僕は「記事から曲」などで言葉を音楽に変換する際、キーワードから連想するのは特定の音ではなく音楽ジャンルであることが多いです。

特定の音を足場にしてしまうと、それは自分にとっては言葉を端的に言い換えた音かもしれなくても、他人にとっては(=そういう風に感じない人にとっては)意味不明です。


一方、音楽ジャンルであれば、より多くの人に共通のイメージでもって語ることができる。

大人な雰囲気だったらジャズだとか、元気な様子だったらアップテンポなロックだとか。


そのイメージが合っているとか間違っているということでなく、そのほうが伝わりやすいのであればそっちのほうが重要だと思っていて。

そんなわけで、取っ掛かりはジャンルから始めることが多いです。



紆余曲折


今回は「自由」というキーワードからブルースをイメージしていました。

まあ、音楽はジャンルにかかわらずそもそも自由なものだと言われたら、それまでなのですが。。。


のんびり気ままに、ちょっと気だるく、ブルージィな曲を書こうと考えていたわけです。



この辺が難しいところなのですが、ブルージィとブルースは得てして異なるものです。

ブルースはブルージィですが、ブルージィな曲は必ずしもブルースである必要はないんです。

むしろコテコテのブルースだと、意図しない方向性に発散することがあります。


今回はその典型でした。



最初に作ったデモを聴くと確かにブルージィではあるのですが、なんというかブルージィが過ぎる。汗臭い。海辺のさわやかな風なんか吹いてなくて、農場の湿った空気を感じた。それはそれで爽やかかもしれませんが海辺の爽快感とはまた違ったたぐいのものです。


ちなみにその時点で出来ていたアイデアがこちら。


デモというかただのコード弾きですが。。。


ところどころ爽やかにしようとして頑張っているけど、どうもブルースに寄りすぎてしまうので、残念ながらボツ!




足りないもの


手前味噌ですが上記のコード弾きだって決して悪くはないんです。

ただ、海じゃないというだけ。


海にあって、さっきのデモに足りない要素ってなんだ?と考えたときに、思い至ったのが「ゆらぎ」でした。揺らぎ。
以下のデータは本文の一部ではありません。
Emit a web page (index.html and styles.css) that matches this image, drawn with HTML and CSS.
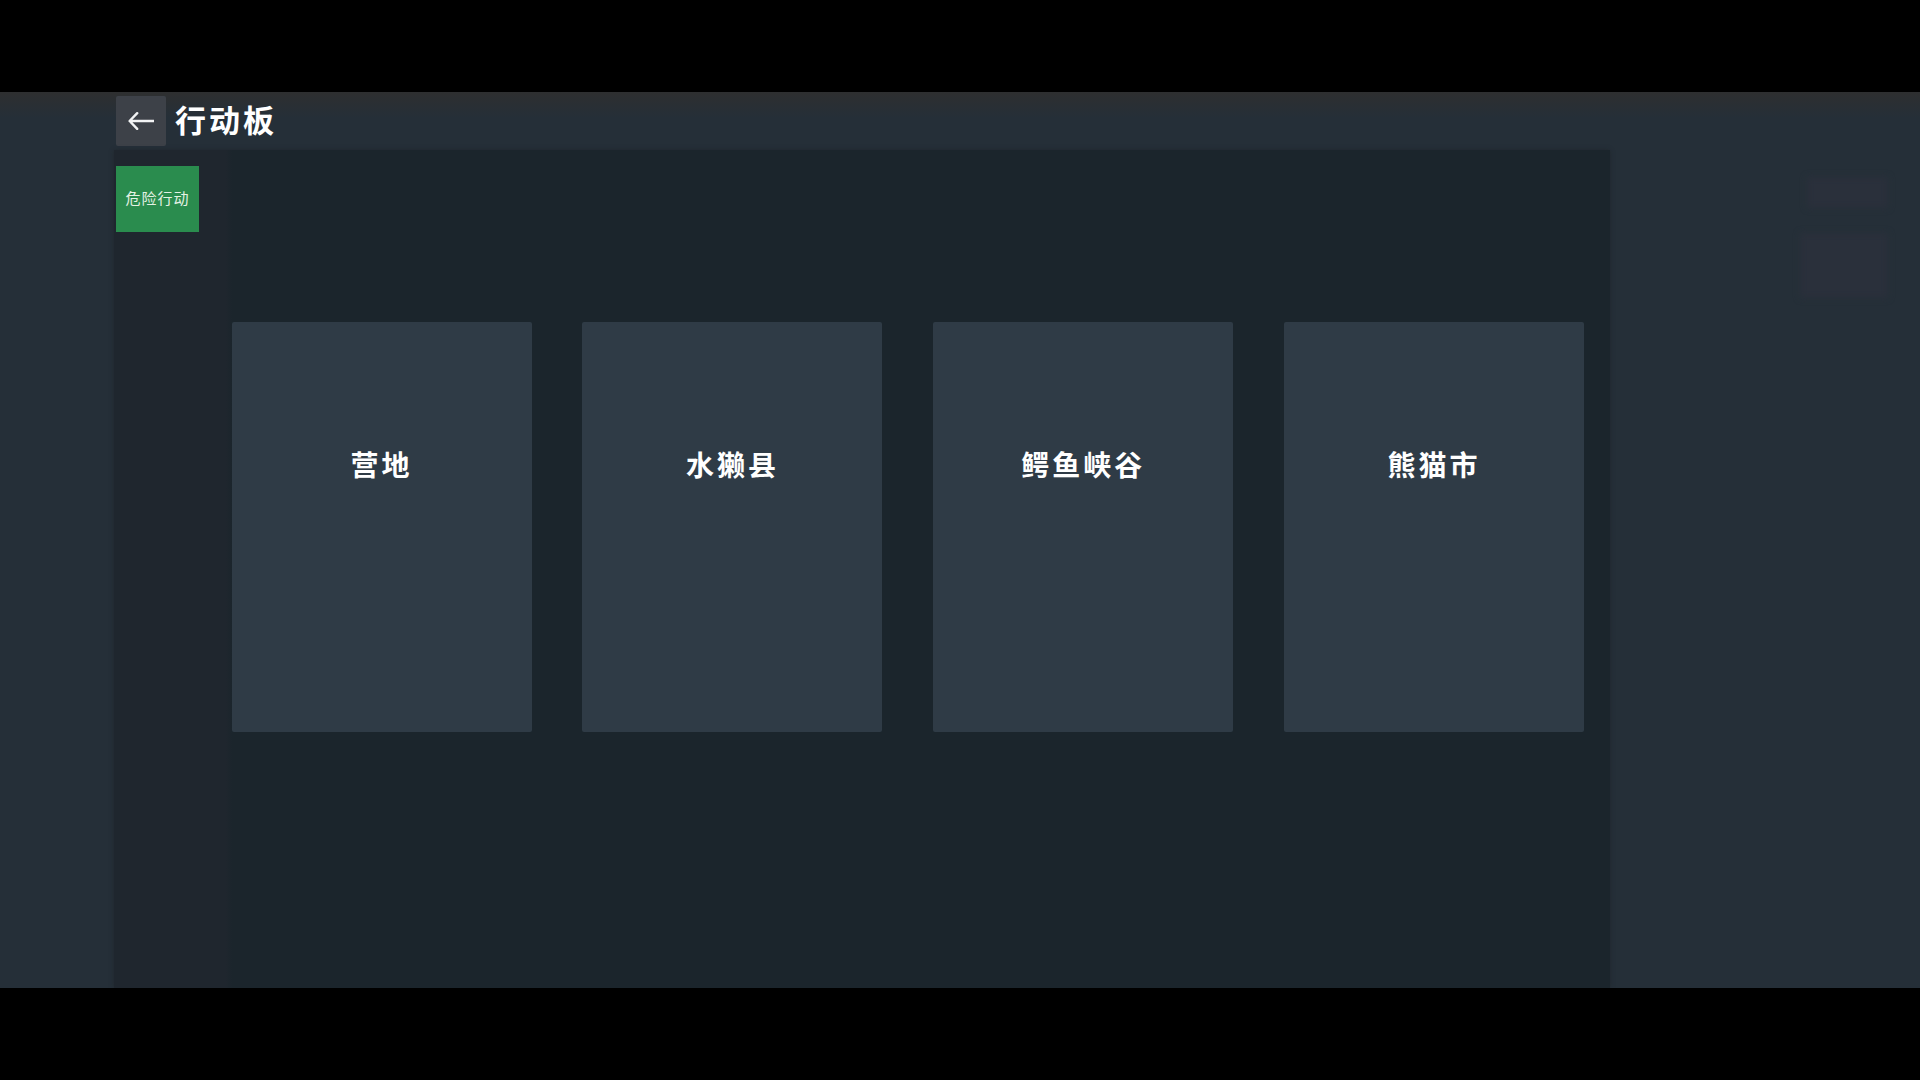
FILE: index.html
```html
<!DOCTYPE html>
<html lang="zh-CN">
<head>
<meta charset="utf-8">
<title>行动板</title>
<link rel="stylesheet" href="styles.css">
</head>
<body>
<div class="stage">
  <div class="ghost ghost-a"></div>
  <div class="ghost ghost-b"></div>
  <header class="topbar">
    <button class="back" type="button" aria-label="返回">
      <svg class="back-icon" viewBox="0 0 26 18" width="26" height="18" aria-hidden="true">
        <path d="M25.5 9H1.8M9.2 1.2 1.6 9l7.6 7.8" fill="none" stroke="#f2f3f4" stroke-width="2.4" stroke-linecap="round" stroke-linejoin="round"/>
      </svg>
    </button>
    <h1 class="title">行动板</h1>
  </header>
  <main class="panel">
    <div class="tabs">
      <button class="tab" type="button">危险行动</button>
    </div>
    <section class="cards">
      <article class="card"><h2 class="card-name">营地</h2></article>
      <article class="card"><h2 class="card-name">水獭县</h2></article>
      <article class="card"><h2 class="card-name">鳄鱼峡谷</h2></article>
      <article class="card"><h2 class="card-name">熊猫市</h2></article>
    </section>
  </main>
</div>
</body>
</html>
```

FILE: styles.css
```css
* { box-sizing: border-box; }

html, body {
  margin: 0;
  height: 100%;
  background: #000;
  overflow: hidden;
}

body {
  padding: 92px 0;
  font-family: "Liberation Sans", "Noto Sans CJK SC", sans-serif;
}

.stage {
  position: relative;
  height: 896px;
  display: flex;
  flex-direction: column;
  overflow: hidden;
  background: linear-gradient(180deg, #2e2f30 0, rgba(38, 46, 54, 0) 26px), #252f38;
}

.ghost {
  position: absolute;
  background: #2a303b;
  filter: blur(3px);
}

.ghost-a { left: 1807px; top: 85px; width: 81px; height: 31px; }
.ghost-b { left: 1800px; top: 141px; width: 88px; height: 65px; }

.topbar {
  flex: none;
  height: 58px;
  padding: 4px 0 0 116px;
  display: flex;
  align-items: flex-start;
  gap: 9px;
}

.back {
  width: 50px;
  height: 50px;
  padding: 0;
  border: 0;
  border-radius: 2px;
  background: #3d4148;
  display: flex;
  align-items: center;
  justify-content: center;
}

.title {
  margin: 0;
  line-height: 51px;
  font-size: 31px;
  font-weight: 700;
  letter-spacing: 3px;
  color: #fff;
}

.panel {
  flex: 1;
  margin-left: 114px;
  width: 1496px;
  padding: 16px 26px 0 2px;
  background: linear-gradient(90deg, #1f262e 0, #1f262e 112px, #1b252c 118px);
  box-shadow: 0 0 4px #20272d;
}

.tabs {
  display: flex;
}

.tab {
  width: 83px;
  height: 66px;
  padding: 0 0 3px;
  border: 0;
  background: #2a8c4e;
  color: #e4f2e4;
  font-family: inherit;
  font-size: 15px;
  letter-spacing: 1px;
}

.cards {
  margin: 90px 0 0 115.6px;
  display: flex;
  justify-content: space-between;
}

.card {
  width: 300px;
  height: 410px;
  padding-top: 127px;
  border-radius: 2px;
  background: #2f3b46;
  text-align: center;
}

.card-name {
  margin: 0;
  line-height: 36px;
  font-size: 28px;
  font-weight: 700;
  letter-spacing: 3px;
  color: #fff;
}
```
それは波であったり風であったり蜃気楼であったり、ぼやっとふわふわしている態度(tide)であったり、いずれにしても、ゆらゆらと揺れている雰囲気が必要だと思って。



そこで、ゆらゆらさせてみました。

セカンドデモがこちらです。


ただ揺れているだけではメリハリがないので後半は強めに出しましたが、イントロで雰囲気が作れたと思うので、このデモをベースに作りこむことにしました。




完成


完成した音源がこちら。

リードパートを録音する際に、Marmaladeさんの記事にある、それぞれに海をたのしんでいるという要素も盛り込みたく、レコーディングではたくさんのギターを使うことにしました。


使ったギターはエレキとアコギ合わせて全部で5本。トラック数(=パート数)は18トラック。

ケンカしないようにまとめるのが大変だぞーと焦っていましたが、うちの子たちはみんないい子なので仲良く共存してくれました。へへっ


カヴァー画像に移しているのは今回レコーディングで使ったエフェクターです。くまさんがサーフィンしてるんです。かわいいでしょ。色も名前も「海」という舞台にぴったりだと思って使いました。

・・・というのは半分くらい嘘で、もちろん音がいいからというのが使用した主な理由です(機材のレビューについては「潮騒」の解説記事部分で紹介しています)。


突き抜けるような爽やかさはないけど、一日を頑張った終わりの夕陽みたいなイメージで、ほっと一息つきたいときに寄り添える曲になっていたら嬉しく思います。


Marmaladeさん、素敵なコラボの機会をいただきありがとうございました!